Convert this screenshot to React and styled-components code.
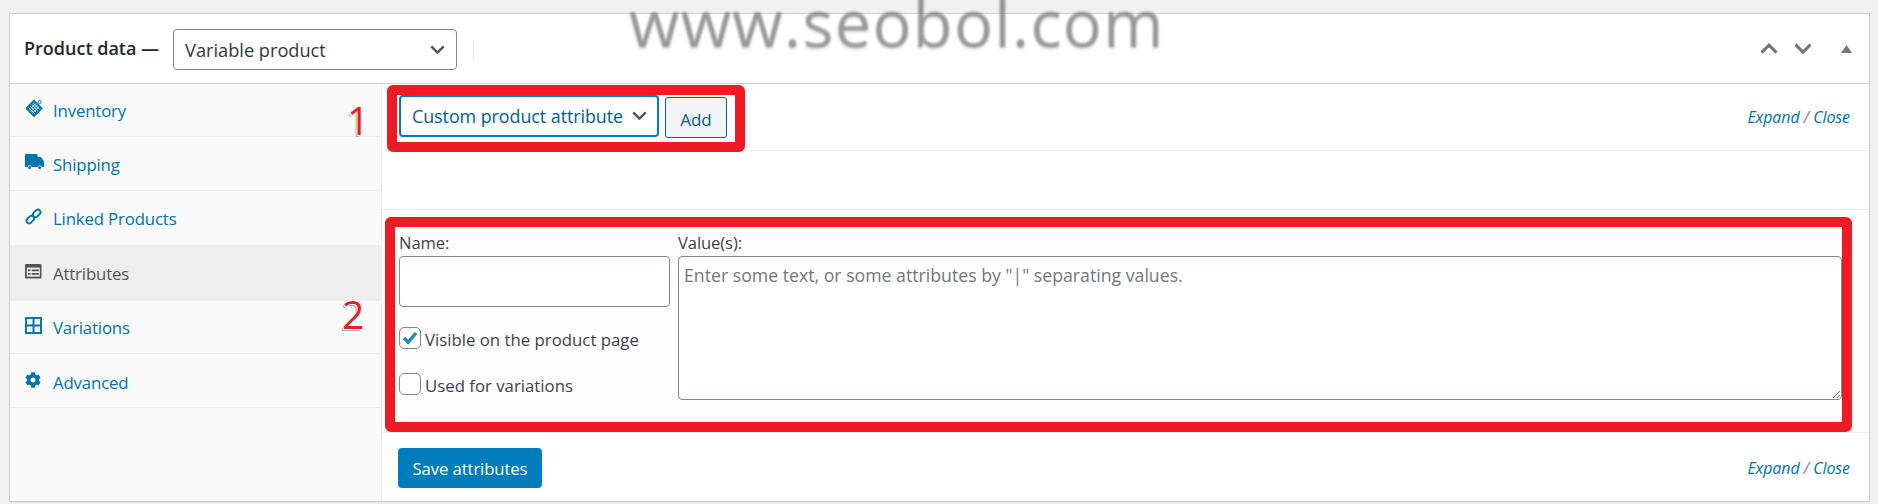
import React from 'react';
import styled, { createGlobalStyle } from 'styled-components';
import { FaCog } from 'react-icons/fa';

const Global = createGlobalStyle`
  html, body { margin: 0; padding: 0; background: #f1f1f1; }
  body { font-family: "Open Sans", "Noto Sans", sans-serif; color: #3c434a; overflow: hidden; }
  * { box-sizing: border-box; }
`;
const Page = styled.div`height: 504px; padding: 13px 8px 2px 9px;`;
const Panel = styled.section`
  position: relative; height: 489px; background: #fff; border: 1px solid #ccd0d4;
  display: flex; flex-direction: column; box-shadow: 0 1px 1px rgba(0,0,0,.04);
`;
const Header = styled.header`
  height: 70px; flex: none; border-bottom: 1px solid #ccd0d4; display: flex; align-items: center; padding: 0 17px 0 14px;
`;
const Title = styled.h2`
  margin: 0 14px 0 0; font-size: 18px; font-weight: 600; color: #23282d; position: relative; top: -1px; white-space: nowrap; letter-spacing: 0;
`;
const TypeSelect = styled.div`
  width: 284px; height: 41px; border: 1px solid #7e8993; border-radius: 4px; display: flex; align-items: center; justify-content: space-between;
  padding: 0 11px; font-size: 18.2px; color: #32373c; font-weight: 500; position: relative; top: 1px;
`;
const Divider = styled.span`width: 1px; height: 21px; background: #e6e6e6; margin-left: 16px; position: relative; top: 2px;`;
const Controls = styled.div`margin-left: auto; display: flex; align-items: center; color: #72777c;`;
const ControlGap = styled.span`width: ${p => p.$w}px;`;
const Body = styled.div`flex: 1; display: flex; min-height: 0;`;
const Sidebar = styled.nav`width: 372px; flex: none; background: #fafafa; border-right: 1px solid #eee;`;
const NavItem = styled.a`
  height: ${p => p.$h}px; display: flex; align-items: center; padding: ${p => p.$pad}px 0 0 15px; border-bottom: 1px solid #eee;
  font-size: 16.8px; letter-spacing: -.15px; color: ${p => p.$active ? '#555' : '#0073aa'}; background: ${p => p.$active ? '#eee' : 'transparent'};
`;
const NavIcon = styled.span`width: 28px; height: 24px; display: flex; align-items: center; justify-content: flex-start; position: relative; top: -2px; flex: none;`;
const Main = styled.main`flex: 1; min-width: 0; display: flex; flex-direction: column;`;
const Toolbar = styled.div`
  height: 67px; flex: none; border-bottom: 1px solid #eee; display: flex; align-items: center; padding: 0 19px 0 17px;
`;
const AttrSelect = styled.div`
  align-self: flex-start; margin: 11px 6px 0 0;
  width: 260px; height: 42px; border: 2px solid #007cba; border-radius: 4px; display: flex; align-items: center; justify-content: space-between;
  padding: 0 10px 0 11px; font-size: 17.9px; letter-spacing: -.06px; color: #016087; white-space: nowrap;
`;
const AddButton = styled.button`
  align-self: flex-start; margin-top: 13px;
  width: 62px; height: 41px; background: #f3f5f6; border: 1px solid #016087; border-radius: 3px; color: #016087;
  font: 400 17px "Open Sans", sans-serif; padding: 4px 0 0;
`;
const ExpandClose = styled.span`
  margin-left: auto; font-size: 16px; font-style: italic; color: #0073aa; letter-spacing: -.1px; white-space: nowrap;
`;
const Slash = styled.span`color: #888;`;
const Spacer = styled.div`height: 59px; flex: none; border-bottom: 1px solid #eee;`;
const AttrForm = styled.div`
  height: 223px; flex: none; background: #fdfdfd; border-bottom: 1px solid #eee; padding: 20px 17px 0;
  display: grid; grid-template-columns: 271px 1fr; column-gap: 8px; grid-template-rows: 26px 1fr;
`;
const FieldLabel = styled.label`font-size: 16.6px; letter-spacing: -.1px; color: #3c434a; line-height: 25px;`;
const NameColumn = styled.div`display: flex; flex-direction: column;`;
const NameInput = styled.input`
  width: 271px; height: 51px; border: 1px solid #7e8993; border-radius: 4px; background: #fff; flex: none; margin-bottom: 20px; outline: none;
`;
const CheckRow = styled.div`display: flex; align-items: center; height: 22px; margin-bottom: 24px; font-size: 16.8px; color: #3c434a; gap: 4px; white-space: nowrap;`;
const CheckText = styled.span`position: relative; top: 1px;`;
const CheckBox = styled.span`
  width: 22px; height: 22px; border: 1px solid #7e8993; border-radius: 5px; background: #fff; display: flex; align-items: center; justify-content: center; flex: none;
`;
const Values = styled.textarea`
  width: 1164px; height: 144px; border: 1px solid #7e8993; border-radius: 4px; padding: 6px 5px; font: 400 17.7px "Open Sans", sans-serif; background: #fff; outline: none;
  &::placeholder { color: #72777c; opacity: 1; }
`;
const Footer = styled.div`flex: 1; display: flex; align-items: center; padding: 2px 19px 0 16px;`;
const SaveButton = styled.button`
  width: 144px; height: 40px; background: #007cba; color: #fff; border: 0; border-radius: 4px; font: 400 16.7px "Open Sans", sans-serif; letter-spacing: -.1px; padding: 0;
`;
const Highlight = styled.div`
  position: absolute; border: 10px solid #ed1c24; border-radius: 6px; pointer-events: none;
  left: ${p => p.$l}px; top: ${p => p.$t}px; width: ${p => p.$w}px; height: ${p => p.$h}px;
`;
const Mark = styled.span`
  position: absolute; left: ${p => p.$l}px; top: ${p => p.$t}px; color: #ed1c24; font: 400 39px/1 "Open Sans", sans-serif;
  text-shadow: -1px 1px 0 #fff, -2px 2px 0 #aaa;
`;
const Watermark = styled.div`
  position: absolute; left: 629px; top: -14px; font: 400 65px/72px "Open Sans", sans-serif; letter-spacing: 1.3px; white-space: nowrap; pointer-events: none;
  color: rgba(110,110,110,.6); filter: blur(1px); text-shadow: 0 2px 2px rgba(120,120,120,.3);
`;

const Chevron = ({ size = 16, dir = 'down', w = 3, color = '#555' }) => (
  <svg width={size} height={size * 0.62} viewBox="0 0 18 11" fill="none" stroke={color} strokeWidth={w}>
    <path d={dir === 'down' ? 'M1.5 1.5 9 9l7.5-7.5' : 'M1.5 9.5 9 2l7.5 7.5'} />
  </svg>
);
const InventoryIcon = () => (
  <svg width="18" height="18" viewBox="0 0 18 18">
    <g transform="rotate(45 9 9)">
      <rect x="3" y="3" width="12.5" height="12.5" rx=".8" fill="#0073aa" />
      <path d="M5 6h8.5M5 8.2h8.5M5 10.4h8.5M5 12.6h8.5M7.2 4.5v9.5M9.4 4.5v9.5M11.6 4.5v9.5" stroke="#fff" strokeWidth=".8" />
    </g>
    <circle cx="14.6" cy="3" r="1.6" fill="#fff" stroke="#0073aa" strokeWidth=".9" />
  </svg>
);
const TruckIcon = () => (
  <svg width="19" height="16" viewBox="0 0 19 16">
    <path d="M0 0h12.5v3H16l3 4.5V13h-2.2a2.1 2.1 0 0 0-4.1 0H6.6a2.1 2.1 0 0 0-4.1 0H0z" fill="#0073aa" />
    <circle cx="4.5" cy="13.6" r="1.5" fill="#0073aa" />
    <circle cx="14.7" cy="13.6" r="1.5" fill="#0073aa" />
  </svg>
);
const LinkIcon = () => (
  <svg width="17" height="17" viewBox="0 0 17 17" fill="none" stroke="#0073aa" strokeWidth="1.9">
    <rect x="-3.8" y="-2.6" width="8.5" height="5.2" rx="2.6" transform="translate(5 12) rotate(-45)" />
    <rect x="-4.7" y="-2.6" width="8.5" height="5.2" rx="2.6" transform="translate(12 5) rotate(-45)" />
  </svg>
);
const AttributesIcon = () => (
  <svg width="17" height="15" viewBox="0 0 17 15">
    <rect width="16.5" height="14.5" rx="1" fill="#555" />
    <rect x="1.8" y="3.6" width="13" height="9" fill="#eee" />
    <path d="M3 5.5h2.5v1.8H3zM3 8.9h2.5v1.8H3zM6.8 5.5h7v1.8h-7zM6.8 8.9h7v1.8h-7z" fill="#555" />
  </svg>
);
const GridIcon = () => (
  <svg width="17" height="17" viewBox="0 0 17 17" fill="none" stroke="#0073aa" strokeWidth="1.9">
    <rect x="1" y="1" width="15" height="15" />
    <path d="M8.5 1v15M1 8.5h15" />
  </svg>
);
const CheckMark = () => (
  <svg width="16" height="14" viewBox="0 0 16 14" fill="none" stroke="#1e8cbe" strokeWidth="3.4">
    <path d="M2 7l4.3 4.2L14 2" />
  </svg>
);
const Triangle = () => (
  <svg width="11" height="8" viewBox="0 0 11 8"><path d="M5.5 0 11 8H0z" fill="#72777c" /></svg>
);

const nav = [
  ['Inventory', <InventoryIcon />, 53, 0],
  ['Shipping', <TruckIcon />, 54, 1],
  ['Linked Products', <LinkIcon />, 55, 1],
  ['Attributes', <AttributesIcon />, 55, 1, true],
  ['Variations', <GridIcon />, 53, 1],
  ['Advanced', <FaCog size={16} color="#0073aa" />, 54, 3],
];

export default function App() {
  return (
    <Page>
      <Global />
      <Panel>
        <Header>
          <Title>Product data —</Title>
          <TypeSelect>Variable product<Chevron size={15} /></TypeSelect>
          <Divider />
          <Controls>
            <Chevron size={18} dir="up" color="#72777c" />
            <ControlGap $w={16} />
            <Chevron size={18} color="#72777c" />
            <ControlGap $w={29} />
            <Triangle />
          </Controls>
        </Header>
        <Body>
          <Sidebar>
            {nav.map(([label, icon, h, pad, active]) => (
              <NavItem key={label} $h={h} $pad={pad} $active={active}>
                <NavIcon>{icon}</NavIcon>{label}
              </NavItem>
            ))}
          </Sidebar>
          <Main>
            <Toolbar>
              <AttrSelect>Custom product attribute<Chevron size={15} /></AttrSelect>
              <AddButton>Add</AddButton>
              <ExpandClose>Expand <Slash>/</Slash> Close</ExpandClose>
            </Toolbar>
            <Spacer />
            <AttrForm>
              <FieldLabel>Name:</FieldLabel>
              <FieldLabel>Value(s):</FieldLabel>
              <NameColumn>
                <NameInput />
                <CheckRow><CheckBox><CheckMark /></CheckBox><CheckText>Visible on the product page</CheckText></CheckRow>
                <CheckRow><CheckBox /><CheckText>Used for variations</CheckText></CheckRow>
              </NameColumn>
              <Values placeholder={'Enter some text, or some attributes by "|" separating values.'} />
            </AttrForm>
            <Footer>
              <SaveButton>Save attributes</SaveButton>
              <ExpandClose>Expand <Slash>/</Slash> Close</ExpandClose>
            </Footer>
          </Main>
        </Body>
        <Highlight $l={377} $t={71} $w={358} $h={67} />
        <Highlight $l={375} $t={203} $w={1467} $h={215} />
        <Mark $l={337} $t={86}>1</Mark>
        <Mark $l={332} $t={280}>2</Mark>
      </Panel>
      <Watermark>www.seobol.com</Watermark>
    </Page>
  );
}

========================================

= Work instructions =
Look through the listing above. Pick out each line with "components" and copy it.

= Result below =
Convert this screenshot to React and styled-components code.
import styled, { createGlobalStyle } from 'styled-components';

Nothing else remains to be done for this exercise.